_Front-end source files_
▼

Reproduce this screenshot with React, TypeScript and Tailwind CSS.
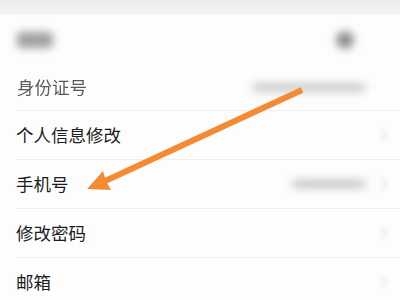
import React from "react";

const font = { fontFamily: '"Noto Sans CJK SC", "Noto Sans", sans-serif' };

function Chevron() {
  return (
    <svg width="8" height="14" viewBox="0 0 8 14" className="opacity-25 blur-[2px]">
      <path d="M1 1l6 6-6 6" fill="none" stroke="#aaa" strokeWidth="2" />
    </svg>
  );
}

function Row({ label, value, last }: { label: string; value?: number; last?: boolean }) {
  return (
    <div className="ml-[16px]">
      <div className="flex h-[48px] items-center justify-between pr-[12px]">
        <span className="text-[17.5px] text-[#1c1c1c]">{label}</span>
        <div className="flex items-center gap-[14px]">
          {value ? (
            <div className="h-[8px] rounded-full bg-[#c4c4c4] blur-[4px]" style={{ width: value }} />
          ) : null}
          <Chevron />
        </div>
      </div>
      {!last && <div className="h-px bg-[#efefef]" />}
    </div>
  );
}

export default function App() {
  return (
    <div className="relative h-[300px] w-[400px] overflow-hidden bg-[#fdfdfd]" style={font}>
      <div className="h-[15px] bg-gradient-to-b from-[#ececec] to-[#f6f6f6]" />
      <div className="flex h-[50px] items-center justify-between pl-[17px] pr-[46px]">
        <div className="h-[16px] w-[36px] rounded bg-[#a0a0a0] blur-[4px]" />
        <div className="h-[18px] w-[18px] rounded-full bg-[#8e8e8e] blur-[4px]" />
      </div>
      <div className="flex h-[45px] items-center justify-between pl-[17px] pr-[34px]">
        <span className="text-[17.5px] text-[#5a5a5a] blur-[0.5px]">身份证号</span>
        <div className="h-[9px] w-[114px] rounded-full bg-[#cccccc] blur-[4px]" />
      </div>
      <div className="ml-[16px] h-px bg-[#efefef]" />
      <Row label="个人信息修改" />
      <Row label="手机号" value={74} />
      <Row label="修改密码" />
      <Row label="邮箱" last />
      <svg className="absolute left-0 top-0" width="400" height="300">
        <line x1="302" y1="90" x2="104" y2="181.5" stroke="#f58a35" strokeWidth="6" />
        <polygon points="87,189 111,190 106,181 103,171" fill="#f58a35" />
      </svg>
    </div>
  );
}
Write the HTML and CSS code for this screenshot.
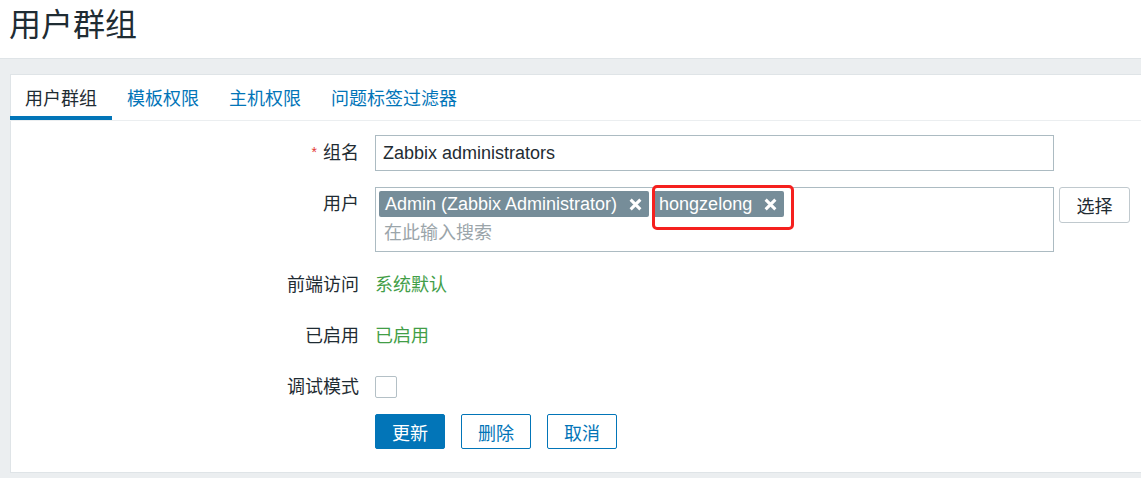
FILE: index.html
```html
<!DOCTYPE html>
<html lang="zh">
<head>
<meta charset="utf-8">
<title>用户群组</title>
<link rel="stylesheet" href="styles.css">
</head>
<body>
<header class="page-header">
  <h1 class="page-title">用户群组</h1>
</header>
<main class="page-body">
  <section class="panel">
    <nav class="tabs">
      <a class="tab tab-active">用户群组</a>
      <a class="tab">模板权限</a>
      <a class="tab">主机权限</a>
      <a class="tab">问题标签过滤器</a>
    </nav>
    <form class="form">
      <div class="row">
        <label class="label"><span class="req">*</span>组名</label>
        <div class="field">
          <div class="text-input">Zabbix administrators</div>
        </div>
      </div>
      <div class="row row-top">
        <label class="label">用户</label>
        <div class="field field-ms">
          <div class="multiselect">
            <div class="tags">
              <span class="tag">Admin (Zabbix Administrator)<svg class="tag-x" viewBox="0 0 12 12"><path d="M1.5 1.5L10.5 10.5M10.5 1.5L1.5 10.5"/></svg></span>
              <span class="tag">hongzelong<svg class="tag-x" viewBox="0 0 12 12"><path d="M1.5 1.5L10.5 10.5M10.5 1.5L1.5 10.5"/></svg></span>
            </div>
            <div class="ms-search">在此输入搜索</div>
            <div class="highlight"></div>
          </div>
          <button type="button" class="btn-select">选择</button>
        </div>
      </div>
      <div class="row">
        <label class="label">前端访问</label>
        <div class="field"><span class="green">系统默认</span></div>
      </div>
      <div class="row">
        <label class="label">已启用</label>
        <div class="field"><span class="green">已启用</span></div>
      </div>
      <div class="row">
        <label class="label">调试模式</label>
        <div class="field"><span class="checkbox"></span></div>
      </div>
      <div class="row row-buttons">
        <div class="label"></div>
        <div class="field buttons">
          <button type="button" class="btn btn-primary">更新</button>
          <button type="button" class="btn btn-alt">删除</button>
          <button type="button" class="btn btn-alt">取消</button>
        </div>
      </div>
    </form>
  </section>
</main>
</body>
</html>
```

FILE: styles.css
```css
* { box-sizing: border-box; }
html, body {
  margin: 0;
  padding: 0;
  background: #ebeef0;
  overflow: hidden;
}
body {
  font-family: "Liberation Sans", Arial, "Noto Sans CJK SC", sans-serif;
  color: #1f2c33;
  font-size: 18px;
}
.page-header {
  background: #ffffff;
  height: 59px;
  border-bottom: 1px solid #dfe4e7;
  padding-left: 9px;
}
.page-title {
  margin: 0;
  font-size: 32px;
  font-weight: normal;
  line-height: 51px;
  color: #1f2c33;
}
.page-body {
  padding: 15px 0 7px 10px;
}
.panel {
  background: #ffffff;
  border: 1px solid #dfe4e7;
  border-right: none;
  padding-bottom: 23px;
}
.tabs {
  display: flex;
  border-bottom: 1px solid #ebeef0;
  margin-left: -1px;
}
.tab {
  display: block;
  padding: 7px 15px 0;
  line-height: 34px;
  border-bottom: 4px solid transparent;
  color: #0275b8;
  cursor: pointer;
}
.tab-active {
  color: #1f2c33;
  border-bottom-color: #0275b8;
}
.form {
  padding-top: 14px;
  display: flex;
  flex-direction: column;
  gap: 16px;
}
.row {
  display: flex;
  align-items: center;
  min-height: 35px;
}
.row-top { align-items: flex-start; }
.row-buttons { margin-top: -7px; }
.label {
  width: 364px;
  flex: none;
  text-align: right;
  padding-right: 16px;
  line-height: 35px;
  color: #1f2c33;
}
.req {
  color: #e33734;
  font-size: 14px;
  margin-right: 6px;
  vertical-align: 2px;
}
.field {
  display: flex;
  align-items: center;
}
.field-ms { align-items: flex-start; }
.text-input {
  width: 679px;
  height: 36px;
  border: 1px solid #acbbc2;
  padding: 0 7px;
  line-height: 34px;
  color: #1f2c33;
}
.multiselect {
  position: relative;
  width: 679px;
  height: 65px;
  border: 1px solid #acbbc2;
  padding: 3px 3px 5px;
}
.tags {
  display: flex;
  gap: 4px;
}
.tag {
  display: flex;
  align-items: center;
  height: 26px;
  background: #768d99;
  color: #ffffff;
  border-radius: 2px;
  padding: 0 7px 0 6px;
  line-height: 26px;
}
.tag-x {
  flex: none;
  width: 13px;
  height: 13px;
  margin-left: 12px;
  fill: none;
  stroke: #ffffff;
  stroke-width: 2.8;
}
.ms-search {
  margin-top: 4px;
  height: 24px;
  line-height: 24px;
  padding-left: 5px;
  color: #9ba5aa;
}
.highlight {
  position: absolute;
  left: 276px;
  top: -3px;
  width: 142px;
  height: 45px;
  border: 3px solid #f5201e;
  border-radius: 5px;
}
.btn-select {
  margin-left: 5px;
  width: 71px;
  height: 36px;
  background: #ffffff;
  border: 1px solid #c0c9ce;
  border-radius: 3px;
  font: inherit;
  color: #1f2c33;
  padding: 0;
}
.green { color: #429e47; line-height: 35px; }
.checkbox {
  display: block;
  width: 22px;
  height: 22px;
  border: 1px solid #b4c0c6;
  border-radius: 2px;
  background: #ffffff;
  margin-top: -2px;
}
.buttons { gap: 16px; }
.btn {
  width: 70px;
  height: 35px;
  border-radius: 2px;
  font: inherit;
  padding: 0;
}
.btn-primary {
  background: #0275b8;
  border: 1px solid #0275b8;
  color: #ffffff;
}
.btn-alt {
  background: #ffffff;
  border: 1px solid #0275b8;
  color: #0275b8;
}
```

▲

_EXERCISE DIRECTIONS_
Copy every record above exactly, leaving out the pictures.

_CORRECT OUTPUT_
Reproduce this screenshot with React, TypeScript and Tailwind CSS.
import React from "react";

const font = { fontFamily: '"Noto Sans CJK SC", "Noto Sans", sans-serif' };

function Chevron() {
  return (
    <svg width="8" height="14" viewBox="0 0 8 14" className="opacity-25 blur-[2px]">
      <path d="M1 1l6 6-6 6" fill="none" stroke="#aaa" strokeWidth="2" />
    </svg>
  );
}

function Row({ label, value, last }: { label: string; value?: number; last?: boolean }) {
  return (
    <div className="ml-[16px]">
      <div className="flex h-[48px] items-center justify-between pr-[12px]">
        <span className="text-[17.5px] text-[#1c1c1c]">{label}</span>
        <div className="flex items-center gap-[14px]">
          {value ? (
            <div className="h-[8px] rounded-full bg-[#c4c4c4] blur-[4px]" style={{ width: value }} />
          ) : null}
          <Chevron />
        </div>
      </div>
      {!last && <div className="h-px bg-[#efefef]" />}
    </div>
  );
}

export default function App() {
  return (
    <div className="relative h-[300px] w-[400px] overflow-hidden bg-[#fdfdfd]" style={font}>
      <div className="h-[15px] bg-gradient-to-b from-[#ececec] to-[#f6f6f6]" />
      <div className="flex h-[50px] items-center justify-between pl-[17px] pr-[46px]">
        <div className="h-[16px] w-[36px] rounded bg-[#a0a0a0] blur-[4px]" />
        <div className="h-[18px] w-[18px] rounded-full bg-[#8e8e8e] blur-[4px]" />
      </div>
      <div className="flex h-[45px] items-center justify-between pl-[17px] pr-[34px]">
        <span className="text-[17.5px] text-[#5a5a5a] blur-[0.5px]">身份证号</span>
        <div className="h-[9px] w-[114px] rounded-full bg-[#cccccc] blur-[4px]" />
      </div>
      <div className="ml-[16px] h-px bg-[#efefef]" />
      <Row label="个人信息修改" />
      <Row label="手机号" value={74} />
      <Row label="修改密码" />
      <Row label="邮箱" last />
      <svg className="absolute left-0 top-0" width="400" height="300">
        <line x1="302" y1="90" x2="104" y2="181.5" stroke="#f58a35" strokeWidth="6" />
        <polygon points="87,189 111,190 106,181 103,171" fill="#f58a35" />
      </svg>
    </div>
  );
}
Write the HTML and CSS code for this screenshot.
FILE: index.html
```html
<!DOCTYPE html>
<html lang="zh">
<head>
<meta charset="utf-8">
<title>用户群组</title>
<link rel="stylesheet" href="styles.css">
</head>
<body>
<header class="page-header">
  <h1 class="page-title">用户群组</h1>
</header>
<main class="page-body">
  <section class="panel">
    <nav class="tabs">
      <a class="tab tab-active">用户群组</a>
      <a class="tab">模板权限</a>
      <a class="tab">主机权限</a>
      <a class="tab">问题标签过滤器</a>
    </nav>
    <form class="form">
      <div class="row">
        <label class="label"><span class="req">*</span>组名</label>
        <div class="field">
          <div class="text-input">Zabbix administrators</div>
        </div>
      </div>
      <div class="row row-top">
        <label class="label">用户</label>
        <div class="field field-ms">
          <div class="multiselect">
            <div class="tags">
              <span class="tag">Admin (Zabbix Administrator)<svg class="tag-x" viewBox="0 0 12 12"><path d="M1.5 1.5L10.5 10.5M10.5 1.5L1.5 10.5"/></svg></span>
              <span class="tag">hongzelong<svg class="tag-x" viewBox="0 0 12 12"><path d="M1.5 1.5L10.5 10.5M10.5 1.5L1.5 10.5"/></svg></span>
            </div>
            <div class="ms-search">在此输入搜索</div>
            <div class="highlight"></div>
          </div>
          <button type="button" class="btn-select">选择</button>
        </div>
      </div>
      <div class="row">
        <label class="label">前端访问</label>
        <div class="field"><span class="green">系统默认</span></div>
      </div>
      <div class="row">
        <label class="label">已启用</label>
        <div class="field"><span class="green">已启用</span></div>
      </div>
      <div class="row">
        <label class="label">调试模式</label>
        <div class="field"><span class="checkbox"></span></div>
      </div>
      <div class="row row-buttons">
        <div class="label"></div>
        <div class="field buttons">
          <button type="button" class="btn btn-primary">更新</button>
          <button type="button" class="btn btn-alt">删除</button>
          <button type="button" class="btn btn-alt">取消</button>
        </div>
      </div>
    </form>
  </section>
</main>
</body>
</html>
```

FILE: styles.css
```css
* { box-sizing: border-box; }
html, body {
  margin: 0;
  padding: 0;
  background: #ebeef0;
  overflow: hidden;
}
body {
  font-family: "Liberation Sans", Arial, "Noto Sans CJK SC", sans-serif;
  color: #1f2c33;
  font-size: 18px;
}
.page-header {
  background: #ffffff;
  height: 59px;
  border-bottom: 1px solid #dfe4e7;
  padding-left: 9px;
}
.page-title {
  margin: 0;
  font-size: 32px;
  font-weight: normal;
  line-height: 51px;
  color: #1f2c33;
}
.page-body {
  padding: 15px 0 7px 10px;
}
.panel {
  background: #ffffff;
  border: 1px solid #dfe4e7;
  border-right: none;
  padding-bottom: 23px;
}
.tabs {
  display: flex;
  border-bottom: 1px solid #ebeef0;
  margin-left: -1px;
}
.tab {
  display: block;
  padding: 7px 15px 0;
  line-height: 34px;
  border-bottom: 4px solid transparent;
  color: #0275b8;
  cursor: pointer;
}
.tab-active {
  color: #1f2c33;
  border-bottom-color: #0275b8;
}
.form {
  padding-top: 14px;
  display: flex;
  flex-direction: column;
  gap: 16px;
}
.row {
  display: flex;
  align-items: center;
  min-height: 35px;
}
.row-top { align-items: flex-start; }
.row-buttons { margin-top: -7px; }
.label {
  width: 364px;
  flex: none;
  text-align: right;
  padding-right: 16px;
  line-height: 35px;
  color: #1f2c33;
}
.req {
  color: #e33734;
  font-size: 14px;
  margin-right: 6px;
  vertical-align: 2px;
}
.field {
  display: flex;
  align-items: center;
}
.field-ms { align-items: flex-start; }
.text-input {
  width: 679px;
  height: 36px;
  border: 1px solid #acbbc2;
  padding: 0 7px;
  line-height: 34px;
  color: #1f2c33;
}
.multiselect {
  position: relative;
  width: 679px;
  height: 65px;
  border: 1px solid #acbbc2;
  padding: 3px 3px 5px;
}
.tags {
  display: flex;
  gap: 4px;
}
.tag {
  display: flex;
  align-items: center;
  height: 26px;
  background: #768d99;
  color: #ffffff;
  border-radius: 2px;
  padding: 0 7px 0 6px;
  line-height: 26px;
}
.tag-x {
  flex: none;
  width: 13px;
  height: 13px;
  margin-left: 12px;
  fill: none;
  stroke: #ffffff;
  stroke-width: 2.8;
}
.ms-search {
  margin-top: 4px;
  height: 24px;
  line-height: 24px;
  padding-left: 5px;
  color: #9ba5aa;
}
.highlight {
  position: absolute;
  left: 276px;
  top: -3px;
  width: 142px;
  height: 45px;
  border: 3px solid #f5201e;
  border-radius: 5px;
}
.btn-select {
  margin-left: 5px;
  width: 71px;
  height: 36px;
  background: #ffffff;
  border: 1px solid #c0c9ce;
  border-radius: 3px;
  font: inherit;
  color: #1f2c33;
  padding: 0;
}
.green { color: #429e47; line-height: 35px; }
.checkbox {
  display: block;
  width: 22px;
  height: 22px;
  border: 1px solid #b4c0c6;
  border-radius: 2px;
  background: #ffffff;
  margin-top: -2px;
}
.buttons { gap: 16px; }
.btn {
  width: 70px;
  height: 35px;
  border-radius: 2px;
  font: inherit;
  padding: 0;
}
.btn-primary {
  background: #0275b8;
  border: 1px solid #0275b8;
  color: #ffffff;
}
.btn-alt {
  background: #ffffff;
  border: 1px solid #0275b8;
  color: #0275b8;
}
```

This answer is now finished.